Yesterday’s link round-up pointed me to a story about Paul Frank’s tasteless appropriation of Native American imagery for the theme of their fashion week party. People were pissed, you see, because Paul Frank’s “dream catchin’ pow wow” exemplified the gross way some white people think it’s okay to take freely from their stereotypical idea of “Native American culture” for a laugh. Adrienne K at Native Appropriations felt hurt by this, and wrote Paul Frank a thoughtful letter about it which you can read here. (You should; she makes some really good points.)
This elicited the usual, generic, “sorry you were offended” response that’s become the hallmark of companies like American Apparel and Urban Outfitters:
Paul Frank celebrates diversity and is inspired by many rich cultures from around the world. The theme of our Fashion’s Night Out event was in no way meant to disrespect the Native American culture, however due to some comments we have received we are removing all photos from the event and would like to formally and sincerely apologize. Thank you everyone for your feedback and support.
Now normally, that would be that. But a few days later, Adrienne got a much more thoughtful response from the company:
Dear Adrienne K,
My name is Elie Dekel and I am President of Paul Frank Industries LLC. I am writing to see if you would be willing to speak with me regarding the recent Paul Frank event. While we have not yet received your letter [AK note: I only had emailed it to the PR company], we have seen the copy online and would like to address your concerns directly. This is something we take very seriously, and since the event, we have begun to take numerous steps to address this regrettable and unfortunate situation. I’d like to talk with you so I can update you on what we’re doing as well as hear more from you, so we learn from this mistake. If you would be interested in speaking with me, please let me know how best to reach you and when you might be available.

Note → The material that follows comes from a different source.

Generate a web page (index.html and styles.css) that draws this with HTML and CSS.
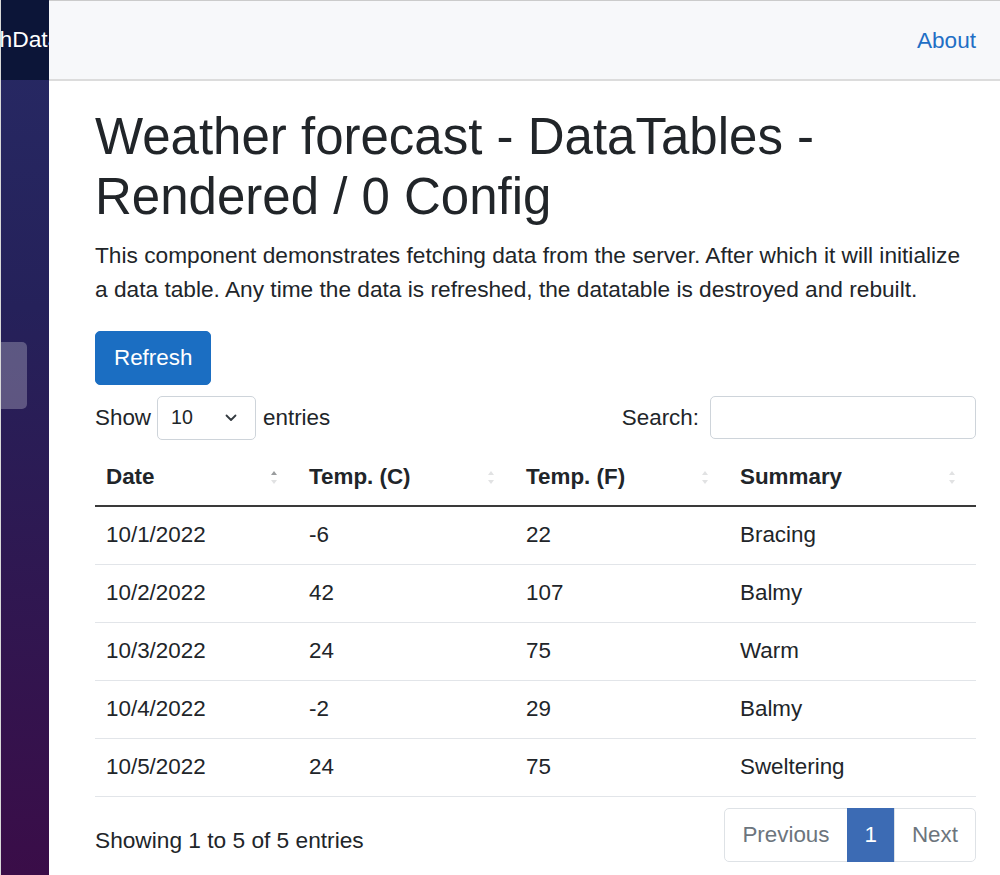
FILE: index.html
```html
<!DOCTYPE html>
<html>
<head>
  <meta charset="UTF-8">
  <title>Weather forecast</title>
  <link rel="stylesheet" href="styles.css">
</head>
<body>
  <div class="page">
    <div class="sidebar">
      <div class="brand-row">
        <span class="brand">BlazorWithDataTables</span>
      </div>
      <nav class="nav">
        <div class="nav-link active"></div>
      </nav>
    </div>

    <main class="main">
      <div class="top-row">
        <a href="#">About</a>
      </div>

      <article class="content">
        <h1>Weather forecast - DataTables - Rendered / 0 Config</h1>
        <p>This component demonstrates fetching data from the server. After which it will initialize a data table. Any time the data is refreshed, the datatable is destroyed and rebuilt.</p>

        <button class="btn">Refresh</button>

        <div class="dt-top">
          <label class="dt-length">
            Show
            <span class="select">
              <span>10</span>
              <svg width="12" height="8" viewBox="0 0 12 8"><path d="M1.5 1.5 L6 6 L10.5 1.5" fill="none" stroke="#343a40" stroke-width="1.8" stroke-linecap="round" stroke-linejoin="round"/></svg>
            </span>
            entries
          </label>
          <label class="dt-search">
            Search:
            <input type="search">
          </label>
        </div>

        <table class="dt-table">
          <colgroup>
            <col class="col-date">
            <col class="col-c">
            <col class="col-f">
            <col class="col-sum">
          </colgroup>
          <thead>
            <tr>
              <th class="sorting sorting-asc">Date</th>
              <th class="sorting">Temp. (C)</th>
              <th class="sorting">Temp. (F)</th>
              <th class="sorting">Summary</th>
            </tr>
          </thead>
          <tbody>
            <tr><td>10/1/2022</td><td>-6</td><td>22</td><td>Bracing</td></tr>
            <tr><td>10/2/2022</td><td>42</td><td>107</td><td>Balmy</td></tr>
            <tr><td>10/3/2022</td><td>24</td><td>75</td><td>Warm</td></tr>
            <tr><td>10/4/2022</td><td>-2</td><td>29</td><td>Balmy</td></tr>
            <tr><td>10/5/2022</td><td>24</td><td>75</td><td>Sweltering</td></tr>
          </tbody>
        </table>

        <div class="dt-bottom">
          <div class="dt-info">Showing 1 to 5 of 5 entries</div>
          <ul class="pagination">
            <li class="page-item disabled"><span class="page-link">Previous</span></li>
            <li class="page-item active"><span class="page-link">1</span></li>
            <li class="page-item disabled"><span class="page-link">Next</span></li>
          </ul>
        </div>
      </article>
    </main>
  </div>
</body>
</html>
```

FILE: styles.css
```css
html, body {
  margin: 0;
  height: 875px;
  overflow: hidden;
}
body {
  font-family: "Liberation Sans", Arial, sans-serif;
  font-size: 22.4px;
  line-height: 33.6px;
  color: #212529;
  background-color: #fff;
}
.page {
  display: flex;
  height: 875px;
}

/* sidebar */
.sidebar {
  width: 48px;
  flex-shrink: 0;
  border-left: 1px solid #d9d9d9;
  background-image: linear-gradient(180deg, #272a65 0%, #25215a 35%, #3a0d48 100%);
  display: flex;
  flex-direction: column;
  overflow: hidden;
}
.brand-row {
  height: 80px;
  flex-shrink: 0;
  background-color: #0c1538;
  display: flex;
  align-items: center;
  overflow: hidden;
}
.brand {
  white-space: nowrap;
  color: #fff;
  font-size: 22.8px;
  margin-left: -99px;
}
.nav {
  padding-top: 262px;
}
.nav-link {
  width: 26px;
  height: 67px;
  border-radius: 0 5px 5px 0;
}
.nav-link.active {
  background-color: rgba(255,255,255,0.25);
}

/* main */
.main {
  flex: 1;
  min-width: 0;
}
.top-row {
  height: 77px;
  border-top: 1px solid #cbcbcb;
  border-bottom: 2px solid #dcdcdc;
  background-color: #f7f8fa;
  display: flex;
  align-items: center;
  justify-content: flex-end;
  padding-right: 24px;
  padding-top: 1px;
  box-sizing: content-box;
}
.top-row a {
  color: #1f6fc5;
  text-decoration: none;
  font-size: 22.6px;
}
.content {
  padding: 26px 24px 0 46px;
}
h1 {
  font-size: 51px;
  line-height: 60px;
  font-weight: 500;
  margin: 0 0 11px;
}
p {
  font-size: 22.7px;
  line-height: 34px;
  margin: 0 0 25px;
}
.btn {
  display: block;
  font-family: inherit;
  font-size: 22.4px;
  line-height: 33.6px;
  padding: 9px 18px;
  border: 1px solid #1b6ec2;
  border-radius: 5px;
  background-color: #1b6ec2;
  color: #fff;
}

/* datatable controls */
.dt-top {
  display: flex;
  justify-content: space-between;
  align-items: center;
  height: 44px;
  margin-top: 11px;
}
.dt-length, .dt-search {
  display: flex;
  align-items: center;
  gap: 7px;
}
.select {
  display: flex;
  align-items: center;
  justify-content: space-between;
  box-sizing: border-box;
  width: 99px;
  height: 44px;
  padding: 0 18px 0 13px;
  margin-left: -1px;
  border: 1px solid #ced4da;
  border-radius: 5px;
  font-size: 19.6px;
}
.dt-search input {
  box-sizing: border-box;
  width: 266px;
  height: 43px;
  margin-left: 4px;
  border: 1px solid #ced4da;
  border-radius: 5px;
}

.dt-table {
  width: 881px;
  margin-top: 8px;
  border-collapse: collapse;
  table-layout: fixed;
}
.col-date { width: 203px; }
.col-c { width: 217px; }
.col-f { width: 214px; }
.col-sum { width: 247px; }
.dt-table th {
  position: relative;
  text-align: left;
  font-weight: bold;
  padding: 12px 11px;
  border-bottom: 2px solid #3a3a3a;
}
.dt-table td {
  line-height: 34px;
  padding: 11px 11px 12px;
  border-bottom: 1px solid #e2e5e9;
}

/* sort arrows */
.sorting::before, .sorting::after {
  content: "";
  position: absolute;
  right: 21px;
  width: 0;
  height: 0;
  border-left: 3.5px solid transparent;
  border-right: 3.5px solid transparent;
}
.sorting::before {
  top: 23px;
  border-bottom: 4px solid #e1e2e3;
}
.sorting::after {
  top: 32px;
  border-top: 4px solid #e1e2e3;
}
.sorting-asc::before {
  border-bottom-color: #9a9c9e;
}

.dt-bottom {
  display: flex;
  justify-content: space-between;
  align-items: flex-start;
  margin-top: 11px;
}
.dt-info {
  font-size: 22.7px;
  padding-top: 16px;
}
.pagination {
  display: flex;
  list-style: none;
  margin: 0;
  padding: 0;
}
.page-link {
  display: block;
  padding: 9px 17px;
  border: 1px solid #dee2e6;
  margin-left: -1px;
  color: #6c757d;
  background-color: #fff;
}
.page-item:first-child .page-link {
  border-radius: 5px 0 0 5px;
  margin-left: 0;
}
.page-item:last-child .page-link {
  border-radius: 0 5px 5px 0;
}
.page-item.active .page-link {
  background-color: #3c6bb4;
  border-color: #3c6bb4;
  color: #fff;
}
```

Adrienne agreed to meet with them, at which point they told her all the good steps they were taking to rectify their ginormous blunder:
-They have already removed all of the Native inspired designs from their digital/online imprint
-The company works off a “Style Guide” that includes all of the digital art for the company, and then separate manufacturing companies license those images and turn them into products. Elie and his staff have gone through the style guide, even into the archives, and removed all of the Native imagery, meaning no future products will be produced with these images.

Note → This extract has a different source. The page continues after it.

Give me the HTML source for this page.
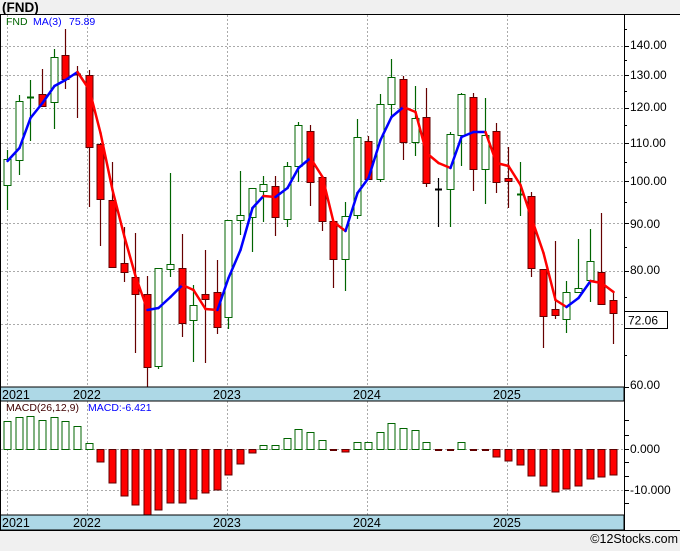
<!DOCTYPE html>
<html><head><meta charset="utf-8"><style>
html,body{margin:0;padding:0;background:#f0f0f0;}
body{width:680px;height:546px;overflow:hidden;font-family:"Liberation Sans",sans-serif;}
svg text{font-family:"Liberation Sans",sans-serif;}
</style></head><body>
<svg id="s" width="680" height="546" xmlns="http://www.w3.org/2000/svg">
<rect x="0" y="0" width="680" height="546" fill="#f0f0f0"/>
<rect x="0" y="14" width="680" height="516" fill="#ffffff"/>
<text x="2" y="12" font-size="13.5" font-weight="bold" fill="#000">(FND)</text>
<g id="grid" stroke="#aaaaaa" stroke-width="1" stroke-dasharray="2,2" fill="none"></g>
<g id="cd"></g>
<g id="ma" fill="none" stroke-width="2.5" stroke-linejoin="round"></g>
<g id="mb"></g>
<rect x="0" y="387" width="624" height="14" fill="#add8e6" stroke="#000" stroke-width="1"/>
<rect x="0" y="515" width="624" height="15" fill="#add8e6" stroke="#000" stroke-width="1"/>
<line x1="0.5" y1="14" x2="0.5" y2="530" stroke="#000"/>
<line x1="624.5" y1="14" x2="624.5" y2="530" stroke="#000"/>
<line x1="0" y1="14.5" x2="680" y2="14.5" stroke="#000"/>
<line x1="0" y1="530.5" x2="680" y2="530.5" stroke="#000"/>
<g id="ticks" stroke="#000"></g>
<g font-size="12.5" fill="#000">
<text x="2" y="399">2021</text><text x="73" y="399">2022</text><text x="213" y="399">2023</text><text x="353" y="399">2024</text><text x="493" y="399">2025</text>
<text x="2" y="527">2021</text><text x="73" y="527">2022</text><text x="213" y="527">2023</text><text x="353" y="527">2024</text><text x="493" y="527">2025</text>
</g>
<g font-size="12" fill="#000">
<text x="630" y="49">140.00</text><text x="630" y="79">130.00</text><text x="630" y="111">120.00</text><text x="630" y="147">110.00</text>
<text x="630" y="185">100.00</text><text x="630" y="228">90.00</text><text x="630" y="274">80.00</text><text x="630" y="389">60.00</text>
<text x="630" y="453">0.000</text><text x="630" y="494">-10.000</text>
</g>
<rect x="624.5" y="311.5" width="43" height="17" fill="#fff" stroke="#000"/>
<text x="628" y="324.5" font-size="12" fill="#000">72.06</text>
<text x="6" y="25" font-size="10.5" fill="#006400">FND</text>
<text x="33" y="25" font-size="10.5" fill="#0000ff">MA(3)</text>
<text x="69" y="25" font-size="10.5" fill="#0000ff">75.89</text>
<text x="6" y="411" font-size="10.5" fill="#400000">MACD(26,12,9)</text>
<text x="88" y="411" font-size="10.5" fill="#0000ff">MACD:-6.421</text>
<text x="678" y="543" font-size="12.5" fill="#000" text-anchor="end">©12Stocks.com</text>
</svg>
<script>
var NS="http://www.w3.org/2000/svg";
function el(p,t,a){var e=document.createElementNS(NS,t);for(var k in a)e.setAttribute(k,a[k]);p.appendChild(e);return e;}
var g=document.getElementById('grid');
[46,75,108,143,181,223,271,324].forEach(function(y){el(g,'line',{x1:1,y1:y+.5,x2:624,y2:y+.5});});
[490.5,449.5].forEach(function(y){el(g,'line',{x1:1,y1:y,x2:624,y2:y});});
[7,87,227,367,507].forEach(function(x){el(g,'line',{x1:x+.5,y1:15,x2:x+.5,y2:387});el(g,'line',{x1:x+.5,y1:401,x2:x+.5,y2:515});});
var t=document.getElementById('ticks');
[46,75,108,143,181,223,271,324,387,420,435,449,462,476,490,503].forEach(function(y){el(t,'line',{x1:624,y1:y+.5,x2:629,y2:y+.5});});
[29,60,91,125,162,202,247,297,355].forEach(function(y){el(t,'line',{x1:624,y1:y+.5,x2:627,y2:y+.5});});
var C=[['g',150,210,159,185],['g',95,175,101,160],['g',80,141,97,99],['r',69,106,94,106],['g',49,129,57,102],['r',29,89,55,79],['r',66,118,74,76],['r',70,207,75,147],['r',143,246,144,199],['r',162,268,200,267],
['r',227,282,263,272],['r',233,353,277,294],['r',276,387,294,367],['g',268,369,268,366],['g',173,277,264,269],['r',234,337,268,323],['g',285,362,305,320],['r',250,363,294,299],['r',260,334,292,327],['g',220,329,220,317],
['g',171,235,215,220],['g',188,252,188,217],['g',176,222,184,191],['r',176,236,186,217],['g',162,227,166,219],['g',122,182,125,166],['r',125,206,131,182],['r',177,231,177,221],['r',221,288,221,259],['g',202,291,216,259],
['g',119,219,137,215],['r',136,180,141,179],['g',94,182,104,179],['g',59,117,77,104],['r',76,160,79,142],['g',86,156,118,142],['r',88,187,117,183],['k',178,227,189,189],['g',132,227,134,189],['g',93,166,94,135],
['r',93,191,97,169],['g',98,204,135,169],['r',123,193,131,182],['r',147,208,178,181],['g',162,216,194,196],['r',192,277,196,268],['r',269,348,269,316],['r',241,319,309,315],['g',281,333,292,319],['g',239,293,288,292],
['g',229,302,261,280],['r',213,305,272,304],['r',291,344,300,313]];
var cd=document.getElementById('cd');
function X(i){return Math.round(7+i*11.65);}
C.forEach(function(c,i){var x=X(i);
 var wc=c[0]=='r'?'#660000':(c[0]=='g'?'#006400':'#000');
 el(cd,'line',{x1:x+.5,y1:c[1],x2:x+.5,y2:c[2],stroke:wc,'stroke-width':1.2});
 var h=c[4]-c[3];
 if(h<3){el(cd,'line',{x1:x-3,y1:c[3]+.5,x2:x+4,y2:c[3]+.5,stroke:wc,'stroke-width':2});}
 else el(cd,'rect',{x:x-3,y:c[3]+.5,width:7,height:h,fill:c[0]=='r'?'#ff0000':'#fff',stroke:c[0]=='r'?'#600000':'#006400','stroke-width':1});
});
var M=[161,148,118,103,86,80,72,90,133,190,237,276,310,308,297,285,290,309,310,278,250,208,196,197,188,168,158,177,222,231,193,178,140,117,107,112,153,163,168,137,132,132,163,166,185,218,253,300,307,298,281,283,292];
var ma=document.getElementById('ma');
for(var i=1;i<M.length;i++){el(ma,'line',{x1:X(i-1)+.5,y1:M[i-1],x2:X(i)+.5,y2:M[i],stroke:M[i]>M[i-1]?'#ff0000':'#0000ff','stroke-linecap':'round'});}
var B=[421,417,416,420,417,421,426,443,462,483,496,505,515,510,503,503,499,493,490,475,464,453,445,445,438,429,432,440,450,452,442,442,432,423,428,430,442,450,450,442,450,450,457,461,465,476,486,492,489,486,479,477,475];
var mb=document.getElementById('mb');
B.forEach(function(y,i){var x=X(i);var z=449.5;
 if(y<z) el(mb,'rect',{x:x-3,y:y+.5,width:7,height:z-y-.5,fill:'#fff',stroke:'#006400'});
 else if(y-z<2) el(mb,'line',{x1:x-3,y1:z+.5,x2:x+4,y2:z+.5,stroke:'#600000','stroke-width':2});
 else el(mb,'rect',{x:x-3,y:z,width:7,height:y-z,fill:'#ff0000',stroke:'#600000'});
});
</script>
</body></html>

-They have sent (or it will be sent today) a letter to all of their manufacturers and partners saying none of this artwork is authorized for use and it has been removed from their business
-Elie has invited Jessica and I to collaborate with him on a panel about the use of Native imagery in the industry to be held at the International Licensing Merchandisers Association (LIMA) conference in June. This would reach a large and incredibly influential audience all in one place.
-Paul Frank Industries would like to collaborate with a Native artist to make designs, where the proceeds would be donated to a Native cause!

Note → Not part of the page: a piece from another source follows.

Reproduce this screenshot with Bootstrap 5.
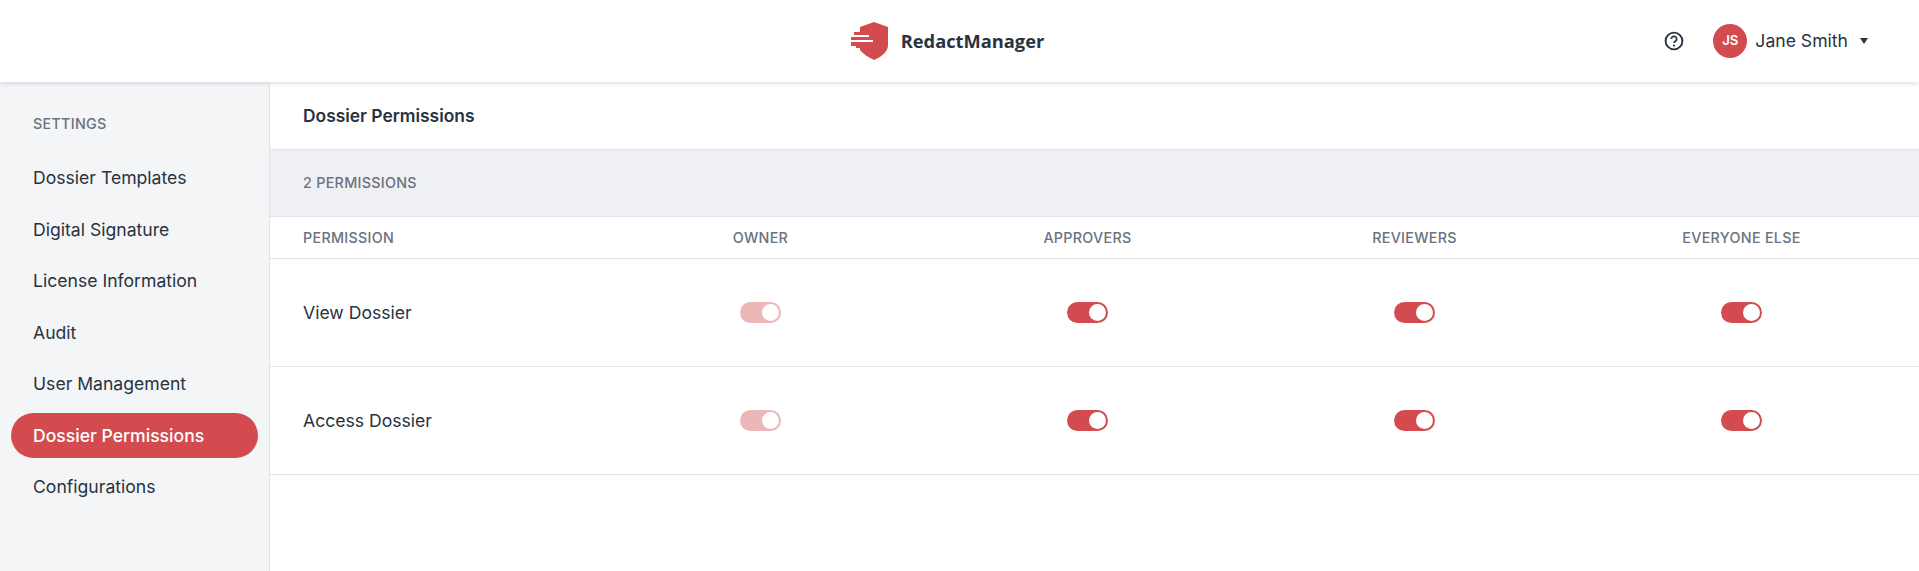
<!doctype html>
<html lang="en">
<head>
<meta charset="utf-8">
<title>Dossier Permissions</title>
<link href="https://cdn.jsdelivr.net/npm/bootstrap@5.3.0/dist/css/bootstrap.min.css" rel="stylesheet">
<style>
html,body{height:100%;overflow:hidden}
body{font-family:Inter,"Liberation Sans",sans-serif;color:#283241;background:#fff;font-size:15px}
.topbar{height:82px;display:grid;grid-template-columns:1fr auto 1fr;align-items:center;background:#fff;box-shadow:0 2px 4px rgba(40,50,65,.14);position:relative;z-index:2}
.brand{margin-right:24px;gap:12px}
.brand-name{font-family:"Open Sans","Liberation Sans",sans-serif;font-weight:700;font-size:18.3px;color:#283241}
.usr{padding-right:51px}
.avatar{width:34px;height:34px;border-radius:50%;background:#d34b4e;color:#fff;font-size:13.2px;font-weight:600}
.uname{font-size:17.6px;margin-left:8px}
.caret{width:0;height:0;border-left:4.5px solid transparent;border-right:4.5px solid transparent;border-top:6px solid #283241;margin-left:12px}
.helpico{margin-right:29px}
.shell{height:489px}
.sidepanel{width:270px;flex:none;background:#f4f5f7;border-right:1px solid #e2e4e9;padding:32px 11px 0}
.side-title{font-size:14.3px;font-weight:500;color:#6b7280;letter-spacing:.3px;margin:0 0 21px 22px;line-height:20px}
.side-link{display:block;height:45px;line-height:45px;padding:0 22px;border-radius:23px;color:#283241;font-size:17.6px;font-weight:400;text-decoration:none;margin-bottom:6.5px}
.side-link.on{background:#d34b4e;color:#fff;font-weight:500}
.main-title{height:68px;padding:0 33px;border-bottom:1px solid #e2e4e9;font-size:17.4px;font-weight:600;line-height:1;display:flex;align-items:center}
.count-bar{height:67px;padding:0 33px;background:#eff0f4;border-bottom:1px solid #e2e4e9;font-size:14.3px;font-weight:500;color:#6b7280;letter-spacing:.3px;display:flex;align-items:center}
.perm-row{display:grid;grid-template-columns:repeat(5,327px);border-bottom:1px solid #e2e4e9;align-items:center}
.perm-head{height:42px;font-size:14.3px;font-weight:500;color:#6b7280;letter-spacing:.3px}
.perm-body{height:108px;font-size:17.6px}
.perm-row>div:first-child{padding-left:33px;text-align:left}
.perm-body>div:first-child{padding-top:2px}
.perm-row>div{text-align:center}
.perm-row .form-check{padding:0;margin:0;min-height:0;display:flex;justify-content:center}
.form-switch .form-check-input.tog,.form-switch .form-check-input.tog:checked{width:41px;height:21px;margin:0;float:none;background-color:#d34b4e;border:0;background-position:right 2px center;background-size:17px 17px;background-image:url("data:image/svg+xml,%3csvg xmlns='http://www.w3.org/2000/svg' viewBox='0 0 8 8'%3e%3ccircle cx='4' cy='4' r='4' fill='%23fff'/%3e%3c/svg%3e");box-shadow:none}
.form-switch .form-check-input.tog:disabled{opacity:.4}
</style>
</head>
<body>
<header class="topbar">
  <div></div>
  <div class="brand d-flex align-items-center">
    <svg width="38" height="38" viewBox="0 0 38 38" aria-hidden="true">
      <path fill="#d34b4e" d="M23 0l14 5v18c0 7-7 12-14 15-6-3-11-6-14-10V5z"/>
      <path fill="#d34b4e" d="M3 10h8v3H3zM0 15h10v3H0zM0 20h10v4H0zM5 24h6v2H5z"/>
      <path fill="#fff" d="M0 13h18v2H0zM0 18h22v2H0z"/>
    </svg>
    <span class="brand-name">RedactManager</span>
  </div>
  <div class="usr d-flex align-items-center justify-content-end">
    <svg class="helpico" width="20" height="20" viewBox="0 0 20 20" fill="none" stroke="#283241" aria-hidden="true"><circle cx="10" cy="10" r="8.4" stroke-width="1.9"/><path d="M7.4 8a2.6 2.6 0 1 1 3.9 2.2c-.9.5-1.3 1-1.3 1.9" stroke-width="1.7"/><circle cx="10" cy="14.6" r="1.1" fill="#283241" stroke="none"/></svg>
    <div class="avatar d-flex align-items-center justify-content-center">JS</div>
    <span class="uname">Jane Smith</span>
    <span class="caret"></span>
  </div>
</header>
<div class="shell d-flex">
  <nav class="sidepanel">
    <div class="side-title">SETTINGS</div>
    <a class="side-link" href="#">Dossier Templates</a>
    <a class="side-link" href="#">Digital Signature</a>
    <a class="side-link" href="#">License Information</a>
    <a class="side-link" href="#">Audit</a>
    <a class="side-link" href="#">User Management</a>
    <a class="side-link on" href="#">Dossier Permissions</a>
    <a class="side-link" href="#">Configurations</a>
  </nav>
  <main class="flex-grow-1">
    <div class="main-title">Dossier Permissions</div>
    <div class="count-bar">2 PERMISSIONS</div>
    <div class="perm-row perm-head">
      <div>PERMISSION</div><div>OWNER</div><div>APPROVERS</div><div>REVIEWERS</div><div>EVERYONE ELSE</div>
    </div>
    <div class="perm-row perm-body">
      <div>View Dossier</div>
      <div><div class="form-check form-switch"><input class="form-check-input tog" type="checkbox" role="switch" checked disabled></div></div>
      <div><div class="form-check form-switch"><input class="form-check-input tog" type="checkbox" role="switch" checked></div></div>
      <div><div class="form-check form-switch"><input class="form-check-input tog" type="checkbox" role="switch" checked></div></div>
      <div><div class="form-check form-switch"><input class="form-check-input tog" type="checkbox" role="switch" checked></div></div>
    </div>
    <div class="perm-row perm-body">
      <div>Access Dossier</div>
      <div><div class="form-check form-switch"><input class="form-check-input tog" type="checkbox" role="switch" checked disabled></div></div>
      <div><div class="form-check form-switch"><input class="form-check-input tog" type="checkbox" role="switch" checked></div></div>
      <div><div class="form-check form-switch"><input class="form-check-input tog" type="checkbox" role="switch" checked></div></div>
      <div><div class="form-check form-switch"><input class="form-check-input tog" type="checkbox" role="switch" checked></div></div>
    </div>
  </main>
</div>
<script src="https://cdn.jsdelivr.net/npm/bootstrap@5.3.0/dist/js/bootstrap.bundle.min.js"></script>
</body>
</html>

Wow, right? Rather than get defensive when they were clearly in the wrong, the company has actually taken steps to learn from the situation and do better in the future. They also hit upon an important point that often gets lost in this debate: just because it’s not okay to clumsily appropriate a stereotypical version of another culture, doesn’t mean you can’t admire that culture in a sincere way. Using an actual Native American artist to create authentic, non-stereotypical designs, and giving money to a Native American cause, is a great way to show you’re not just stealing randomly without giving anything back.
Let this stand as a model to other companies that get caught being culturally insensitive: this is how you fix it. Not by saying “sorry you got mad,” and definitely not by hiring a legal team to defend your shitty “Navajo panties.” Admit you were wrong, then try to do better. Pretty simple, really.